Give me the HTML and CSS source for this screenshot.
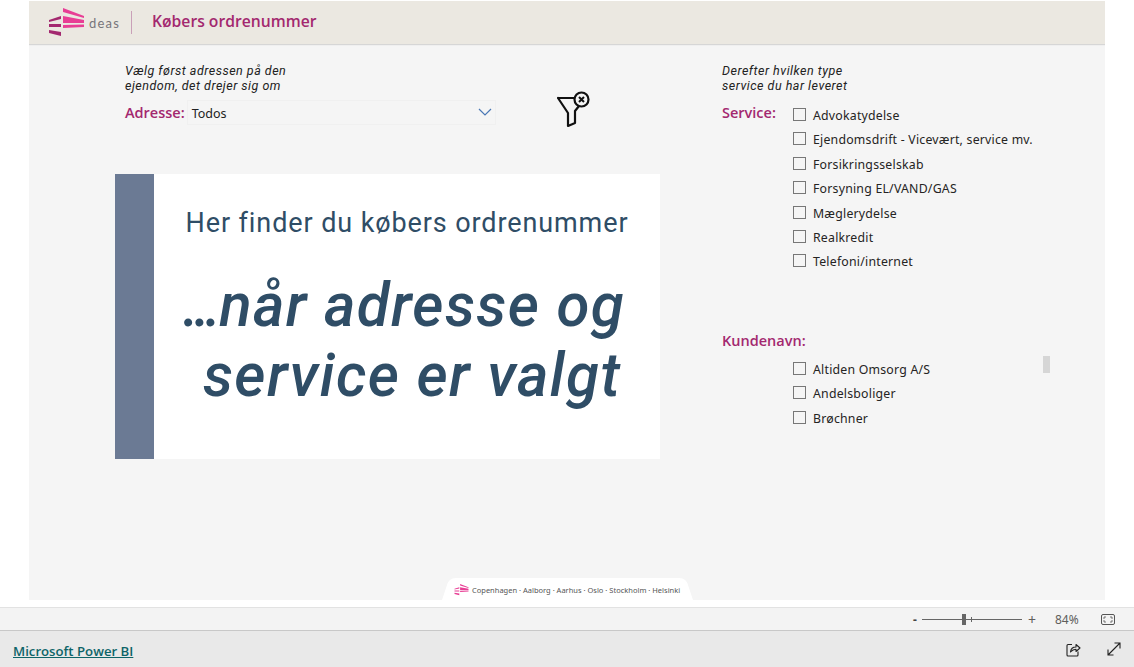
FILE: index.html
```html
<!DOCTYPE html>
<html lang="da">
<head>
<meta charset="utf-8">
<title>Købers ordrenummer</title>
<link rel="stylesheet" href="styles.css">
</head>
<body>
<main class="viewport">
  <section class="canvas">
    <header class="head">
      <svg class="logo" width="35" height="30" viewBox="0 0 35 30">
        <path fill="#e83e95" d="M14 0L35 8V10L14 4z M14 8L35 12V15H14z M14 17L35 16.500V19L14 20z"/>
        <path fill="#a3286f" d="M0 12L12 8V11L0 14z M0 16H12V19H0z M0 22L12 24V28L0 25z"/>
      </svg>
      <span class="brand">deas</span>
      <span class="divider"></span>
      <h1 class="title">Købers ordrenummer</h1>
    </header>
    <div class="body">
      <div class="left">
        <p class="note note-left">Vælg først adressen på den<br>ejendom, det drejer sig om</p>
        <div class="address-row">
          <span class="label">Adresse:</span>
          <div class="select">
            <span class="select-value">Todos</span>
            <svg width="14" height="8" viewBox="0 0 14 8"><path d="M1 1l6 6 6-6" fill="none" stroke="#4a78b5" stroke-width="1.200"/></svg>
          </div>
          <svg class="clear" width="34" height="38" viewBox="0 0 34 38">
            <path d="M1 8H17 M1 8L11 23V36L18 33V21L22 16" fill="none" stroke="#111" stroke-width="2.200" stroke-linejoin="round" stroke-linecap="round"/>
            <circle cx="24.500" cy="9.500" r="7" fill="#f5f5f5" stroke="#111" stroke-width="2.200"/>
            <path d="M22 7l5 5m0-5l-5 5" stroke="#111" stroke-width="2"/>
          </svg>
        </div>
        <div class="banner">
          <div class="stripe"></div>
          <div class="banner-text">
            <p class="b-small">Her finder du købers ordrenummer</p>
            <p class="b-big"><span class="dots">...</span>når adresse og<br>&nbsp;service er valgt</p>
          </div>
        </div>
      </div>
      <div class="right">
        <p class="note">Derefter hvilken type<br>service du har leveret</p>
        <div class="service">
          <span class="label">Service:</span>
          <ul class="checks">
            <li><i class="box"></i>Advokatydelse</li>
            <li><i class="box"></i>Ejendomsdrift - Vicevært, service mv.</li>
            <li><i class="box"></i>Forsikringsselskab</li>
            <li><i class="box"></i>Forsyning EL/VAND/GAS</li>
            <li><i class="box"></i>Mæglerydelse</li>
            <li><i class="box"></i>Realkredit</li>
            <li><i class="box"></i>Telefoni/internet</li>
          </ul>
        </div>
        <span class="label customer">Kundenavn:</span>
        <div class="customer-list">
          <ul class="checks">
            <li><i class="box"></i>Altiden Omsorg A/S</li>
            <li><i class="box"></i>Andelsboliger</li>
            <li><i class="box"></i>Brøchner</li>
          </ul>
          <span class="scroll"></span>
        </div>
      </div>
    </div>
    <div class="tab">
      <svg width="15" height="12" viewBox="0 0 35 30">
        <path fill="#e83e95" d="M14 0L35 8V10L14 4z M14 8L35 12V15H14z M14 17L35 16.500V19L14 20z M0 12L12 8V11L0 14z M0 16H12V19H0z M0 22L12 24V28L0 25z"/>
      </svg>
      <span>Copenhagen · Aalborg · Aarhus · Oslo · Stockholm · Helsinki</span>
    </div>
  </section>
  <div class="zoombar">
    <span class="z-minus">-</span>
    <span class="slider"><i class="thumb"></i><i class="tick"></i></span>
    <span class="z-plus">+</span>
    <span class="z-pct">84%</span>
    <svg width="14" height="11" viewBox="0 0 14 11"><rect x=".5" y=".5" width="13" height="10" rx="1.500" fill="none" stroke="#555"/><path d="M3 5V3H5 M9 3H11V5 M11 6V8H9 M5 8H3V6" fill="none" stroke="#555" stroke-width=".8"/></svg>
  </div>
  <footer class="foot">
    <a class="pbi" href="#">Microsoft Power BI</a>
    <div class="foot-icons">
      <svg width="15" height="15" viewBox="0 0 15 15"><path d="M6 2.500H2a1 1 0 0 0-1 1V13a1 1 0 0 0 1 1h9a1 1 0 0 0 1-1V9.500" fill="none" stroke="#222" stroke-width="1.100"/><path d="M4.500 10c.3-3 2.500-5 5.500-5V2.500L14 6l-4 3.500V7.200c-2 0-4 1-5.500 2.800z" fill="none" stroke="#222" stroke-width="1.100" stroke-linejoin="round"/></svg>
      <svg width="14" height="14" viewBox="0 0 14 14"><path d="M1 13L13 1 M7.500 1H13V6.500 M1 7.500V13H6.500" fill="none" stroke="#222" stroke-width="1.100"/></svg>
    </div>
  </footer>
</main>
</body>
</html>
```
FILE: styles.css
```css
* { box-sizing: border-box; }
html, body { margin: 0; height: 100%; }
body { background: #fff; font-family: "Noto Sans", "Open Sans", sans-serif; overflow: hidden; }
p, h1, ul { margin: 0; padding: 0; }
ul { list-style: none; }

.viewport { width: 1134px; height: 667px; display: flex; flex-direction: column; padding-top: 1px; }

.canvas { position: relative; width: 1076px; height: 599px; margin-left: 29px; background: #f5f5f5; overflow: hidden; }

.head { height: 43px; display: flex; align-items: center; padding-left: 20px; background: #ebe8e1; box-shadow: 0 1px 1px #d6d6d6; }
.logo { flex: none; }
.brand { width: 31px; margin-left: 5px; margin-top: 1px; color: #77757a; font: 13px/16px "Lato", sans-serif; letter-spacing: 1.200px; }
.divider { width: 1px; height: 23px; margin: 0 20px 0 11px; background: #c9a0b8; }
.title { margin-bottom: 4px; color: #a3286f; font: 600 15.700px/22px "Open Sans", sans-serif; }

.body { display: grid; grid-template-columns: 607px 1fr; padding: 19px 0 0 86px; }

.note { color: #222; font: italic 12.500px/15px "Roboto", sans-serif; letter-spacing: .5px; }
.note-left { padding-left: 10px; }
.label { color: #a3286f; font: 600 14.500px/20px "Open Sans", sans-serif; }

.address-row { display: flex; align-items: center; height: 26px; margin-top: 7px; padding-left: 10px; position: relative; }
.select { display: flex; align-items: center; justify-content: space-between; width: 309px; height: 25px; margin: -2px 0 0 2px; padding: 0 3px 0 4px; border: 1px solid #f0f0f0; color: #222; font-size: 12.500px; }
.select-value { margin-top: 2px; }
.clear { position: absolute; left: 442px; top: -10px; }

.banner { display: flex; width: 545px; height: 285px; margin-top: 48px; background: #fff; }
.stripe { width: 39px; background: #6b7a94; }
.banner-text { flex: 1; color: #2f4d66; font-family: "Roboto", sans-serif; text-align: center; }
.b-small { margin-top: 31px; font-size: 27px; line-height: 36px; letter-spacing: .9px; }
.b-big { margin-top: 30px; padding-right: 6px; font-size: 60px; line-height: 70px; font-style: italic; font-weight: 500; letter-spacing: 1.400px; }
.dots { letter-spacing: -5px; margin-right: 3px; }

.service { display: flex; margin-top: 10px; }
.service .label { width: 71px; }
.checks { color: #252423; font-size: 12.300px; letter-spacing: .22px; }
.checks li { display: flex; align-items: center; height: 24.400px; }
.service .checks { margin-top: .3px; }
.box { flex: none; width: 13px; height: 13px; margin-right: 7px; margin-top: -2px; border: 1px solid #777; }

.customer { display: block; margin-top: 57px; }
.customer-list { position: relative; margin-top: 6.300px; padding-left: 71px; }
.scroll { position: absolute; left: 321px; top: -1px; width: 7px; height: 17px; background: #d6d6d6; }

.tab { position: absolute; left: 413px; bottom: 0; display: flex; align-items: center; gap: 3px; width: 251px; height: 22px; padding: 2px 0 0 12px; background: #fff; clip-path: path("M0 22 L5 7 C6 3 9 0 14 0 H237 C242 0 245 3 246 7 L251 22 Z"); color: #555; font-size: 7.500px; white-space: nowrap; }

.zoombar { display: flex; align-items: center; height: 24px; margin-top: 7px; padding-left: 913px; background: #f3f3f3; border-top: 1px solid #e2e2e2; border-bottom: 1px solid #c8c8c8; color: #605e5c; font-size: 12px; }
.z-minus { width: 9px; font-weight: 700; color: #444; }
.slider { position: relative; width: 100px; height: 1px; background: #666; }
.thumb { position: absolute; left: 40px; top: -5px; width: 4px; height: 11px; background: #666; }
.tick { position: absolute; left: 49px; top: -2px; width: 1px; height: 5px; background: #666; }
.z-plus { margin-left: 6px; width: 27px; font-size: 14px; }
.z-pct { width: 46px; }

.foot { display: flex; align-items: center; justify-content: space-between; flex: 1; padding: 0 13px; background: #e9e9e9; }
.pbi { margin-top: 4px; color: #0e6468; font-size: 13.200px; font-weight: 600; font-family: "Open Sans", sans-serif; }
.foot-icons { display: flex; gap: 26px; margin-top: 1px; }
```
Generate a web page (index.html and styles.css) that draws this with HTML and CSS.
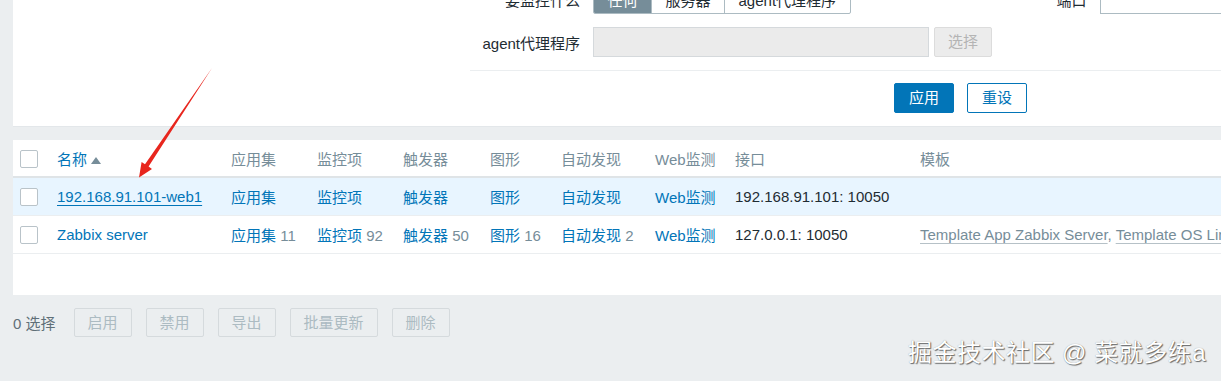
FILE: index.html
```html
<!DOCTYPE html>
<html lang="zh-CN">
<head>
    <meta charset="UTF-8">
    <title>主机</title>
    <link rel="stylesheet" href="styles.css">
</head>
<body>
    <div class="page">
        <div class="filter">
            <div class="filter-form">
                <div class="form-row">
                    <label class="form-label">要监控什么</label>
                    <div class="seg">
                        <span class="seg-item selected">任何</span>
                        <span class="seg-item">服务器</span>
                        <span class="seg-item">agent代理程序</span>
                    </div>
                    <label class="form-label port-label">端口</label>
                    <input class="text-input port-input" type="text">
                </div>
                <div class="form-row">
                    <label class="form-label">agent代理程序</label>
                    <input class="text-input proxy-input" type="text" disabled>
                    <button class="btn btn-disabled select-btn" disabled>选择</button>
                </div>
            </div>
            <div class="filter-actions">
                <button class="btn btn-primary">应用</button>
                <button class="btn btn-alt">重设</button>
            </div>
        </div>

        <div class="list">
            <table class="hosts">
                <colgroup>
                    <col style="width:37px">
                    <col style="width:174px">
                    <col style="width:86px">
                    <col style="width:86px">
                    <col style="width:87px">
                    <col style="width:71px">
                    <col style="width:94px">
                    <col style="width:80px">
                    <col style="width:185px">
                    <col>
                </colgroup>
                <thead>
                    <tr>
                        <th><span class="chk"></span></th>
                        <th><span class="link">名称</span><span class="sort-up"></span></th>
                        <th>应用集</th>
                        <th>监控项</th>
                        <th>触发器</th>
                        <th>图形</th>
                        <th>自动发现</th>
                        <th>Web监测</th>
                        <th>接口</th>
                        <th>模板</th>
                    </tr>
                </thead>
                <tbody>
                    <tr class="hover">
                        <td><span class="chk"></span></td>
                        <td><span class="link underline">192.168.91.101-web1</span></td>
                        <td><span class="link">应用集</span></td>
                        <td><span class="link">监控项</span></td>
                        <td><span class="link">触发器</span></td>
                        <td><span class="link">图形</span></td>
                        <td><span class="link">自动发现</span></td>
                        <td><span class="link">Web监测</span></td>
                        <td>192.168.91.101: 10050</td>
                        <td></td>
                    </tr>
                    <tr>
                        <td><span class="chk"></span></td>
                        <td><span class="link">Zabbix server</span></td>
                        <td><span class="link">应用集</span> <span class="cnt">11</span></td>
                        <td><span class="link">监控项</span> <span class="cnt">92</span></td>
                        <td><span class="link">触发器</span> <span class="cnt">50</span></td>
                        <td><span class="link">图形</span> <span class="cnt">16</span></td>
                        <td><span class="link">自动发现</span> <span class="cnt">2</span></td>
                        <td><span class="link">Web监测</span></td>
                        <td>127.0.0.1: 10050</td>
                        <td class="templates"><span class="tpl">Template App Zabbix Server</span>, <span class="tpl">Template OS Linux</span></td>
                    </tr>
                </tbody>
            </table>
        </div>

        <div class="actions">
            <span class="selected-count">0 选择</span>
            <button class="btn btn-disabled" disabled>启用</button>
            <button class="btn btn-disabled" disabled>禁用</button>
            <button class="btn btn-disabled" disabled>导出</button>
            <button class="btn btn-disabled" disabled>批量更新</button>
            <button class="btn btn-disabled" disabled>删除</button>
        </div>
    </div>

    <!-- annotation arrow drawn over the screenshot -->
    <svg class="arrow" width="1221" height="381" viewBox="0 0 1221 381">
        <polygon points="212,68 148.6,166.6 152,168.9 139,177.5 141.6,162 145,164.2" fill="#e8261e"/>
    </svg>

    <div class="watermark">掘金技术社区 @ 菜就多练a</div>
</body>
</html>
```

FILE: styles.css
```css
body {
    margin: 0;
    width: 1221px;
    height: 381px;
    overflow: hidden;
    position: relative;
    background-color: #ebeef0;
    font-family: "Liberation Sans", "Noto Sans CJK SC", sans-serif;
    font-size: 15px;
    color: #1f2c33;
}
.page {
    margin-top: -16px;
    padding-left: 13px;
}
button, input {
    font-family: inherit;
    font-size: 15px;
}

/* filter */
.filter {
    background-color: #fff;
    border-bottom: 1px solid #e3e7ea;
    overflow: hidden;
}
.filter-form {
    margin-left: 457px;
    display: flex;
    flex-direction: column;
    gap: 13px;
}
.form-row {
    display: flex;
    align-items: center;
    height: 30px;
}
.form-row > * {
    flex: none;
}
.form-label {
    width: 110px;
    margin-right: 13px;
    text-align: right;
    white-space: nowrap;
    color: #1f2c33;
}
.port-label {
    width: 236px;
}
.seg {
    display: flex;
    height: 30px;
    box-sizing: border-box;
    border: 1px solid #acbbc2;
    border-radius: 2px;
    overflow: hidden;
}
.seg-item {
    display: flex;
    align-items: center;
    padding: 0 13.5px;
    border-right: 1px solid #acbbc2;
    white-space: nowrap;
}
.seg-item:last-child {
    border-right: none;
}
.seg-item.selected {
    background-color: #768d99;
    color: #fff;
}
.text-input {
    height: 30px;
    box-sizing: border-box;
    border: 1px solid #acbbc2;
    background: #fff;
    padding: 0 5px;
    margin: 0;
}
.port-input {
    width: 300px;
}
.proxy-input {
    width: 336px;
    background-color: #ebebeb;
    border-color: #d5d9dc;
}
.select-btn {
    margin-left: 5px;
}
.filter-actions {
    margin: 13px 0 0 457px;
    border-top: 1px solid #ebeef0;
    padding: 12px 0 13px 424px;
    display: flex;
    gap: 13px;
}

/* buttons */
.btn {
    height: 30px;
    box-sizing: border-box;
    padding: 0 14px;
    border: 1px solid #0275b8;
    border-radius: 2px;
    background: #fff;
    color: #0275b8;
    line-height: 28px;
    white-space: nowrap;
}
.btn-primary {
    background-color: #0275b8;
    color: #fff;
}
.btn-alt {
    background-color: #fff;
}
.btn-disabled {
    background-color: #ebeef0;
    border-color: #d5dadd;
    color: #acbbc2;
    padding: 0 13px;
    height: 29px;
}
.select-btn.btn-disabled {
    background-color: #ececec;
    border-color: #dcdcdc;
    color: #b4b4b4;
    height: 30px;
}

/* host list */
.list {
    margin-top: 13px;
    background-color: #fff;
    padding-bottom: 41px;
}
.hosts {
    width: 1208px;
    border-collapse: collapse;
    table-layout: fixed;
}
.hosts th,
.hosts td {
    padding: 0 7px;
    text-align: left;
    white-space: nowrap;
    overflow: hidden;
}
.hosts th {
    height: 36px;
    font-weight: normal;
    color: #768d99;
    border-bottom: 2px solid #dfe4e7;
}
.hosts td {
    height: 37px;
    border-bottom: 1px solid #ebeef0;
}
.hosts tr.hover td {
    background-color: #e8f5ff;
}
.chk {
    display: inline-block;
    width: 18px;
    height: 18px;
    box-sizing: border-box;
    border: 1px solid #b9c3c9;
    border-radius: 2px;
    background: #fff;
    vertical-align: middle;
}
.link {
    color: #0275b8;
}
.underline {
    text-decoration: underline;
    text-underline-offset: 3px;
}
.sort-up {
    display: inline-block;
    width: 0;
    height: 0;
    margin-left: 4px;
    border-left: 5px solid transparent;
    border-right: 5px solid transparent;
    border-bottom: 7px solid #768d99;
    vertical-align: 1px;
}
.cnt {
    color: #768d99;
}
.templates {
    color: #768d99;
}
.tpl {
    text-decoration: underline;
    text-decoration-color: #b6c1c7;
    text-underline-offset: 3px;
}

/* mass actions */
.actions {
    margin-top: 13px;
    display: flex;
    align-items: center;
    gap: 14px;
}
.selected-count {
    color: #5f6f78;
    margin-right: 4px;
}

/* overlays */
.arrow {
    position: absolute;
    top: 0;
    left: 0;
    pointer-events: none;
}
.watermark {
    position: absolute;
    right: 15px;
    bottom: 14px;
    font-size: 24px;
    line-height: 28px;
    letter-spacing: 0.5px;
    color: #fff;
    text-shadow: 1px 1px 1px rgba(0, 0, 0, 0.55), 0 0 1px rgba(0, 0, 0, 0.35);
    white-space: nowrap;
}
```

_Set exercise:_ Read the entries and select each line where the word "styles" is found.

_Written answer:_
<link rel="stylesheet" href="styles.css">
FILE: styles.css
Generate a web page (index.html and styles.css) that draws this with HTML and CSS.
    <link rel="stylesheet" href="styles.css">
FILE: styles.css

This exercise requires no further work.